The public, after all, is losing confidence in the government’s decade-long policy of “turning land into capital.” The nominally communist state has been commercializing lands to the detriment of peasant groups. In 2016, it reoriented its policy to include a US$30-million poverty reduction fund from the World Bank meant to, among others, promote rural access to infrastructure.
Yet what Laos’s ties with countries like China have so far led to indicates otherwise. A 2016 World Bank-commissioned study assessed 3,179 infrastructure projects in seven provinces and found 33% of roads and 20% of infirmaries and schools built to be subpar, while half of the irrigation systems were unserviceable. The toll all this has taken on the poor Lao is immeasurable, what with unpaid surrender of their lands and resources and still little to no access to basic services.
Still, a bilateral consensus on building a China-Laos economic corridor has been signed off on. High-speed rails and hydropower dams are in the works. Chinese workers and tourists still come in droves. Foreign businesses eye plantations, real estate, and special economic zones, and the Lao government is more than willing to oblige. In all this, the broader public has been given no say.

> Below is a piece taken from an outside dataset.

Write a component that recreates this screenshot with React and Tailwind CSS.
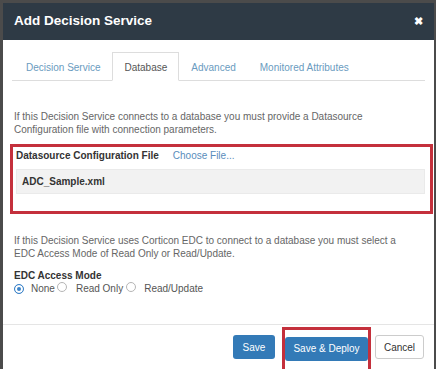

Laos is at a crossroads. On the one hand it can opt to keep on building mega infrastructures ridden with external debts and marred by displacement of its people. The other option requires rethinking poverty eradication and economic development beyond foreign debt-driven infrastructure frenzy and entails engineering opportunities that trust in the skills and industry of the Lao people, rather than erode their rights and liberties.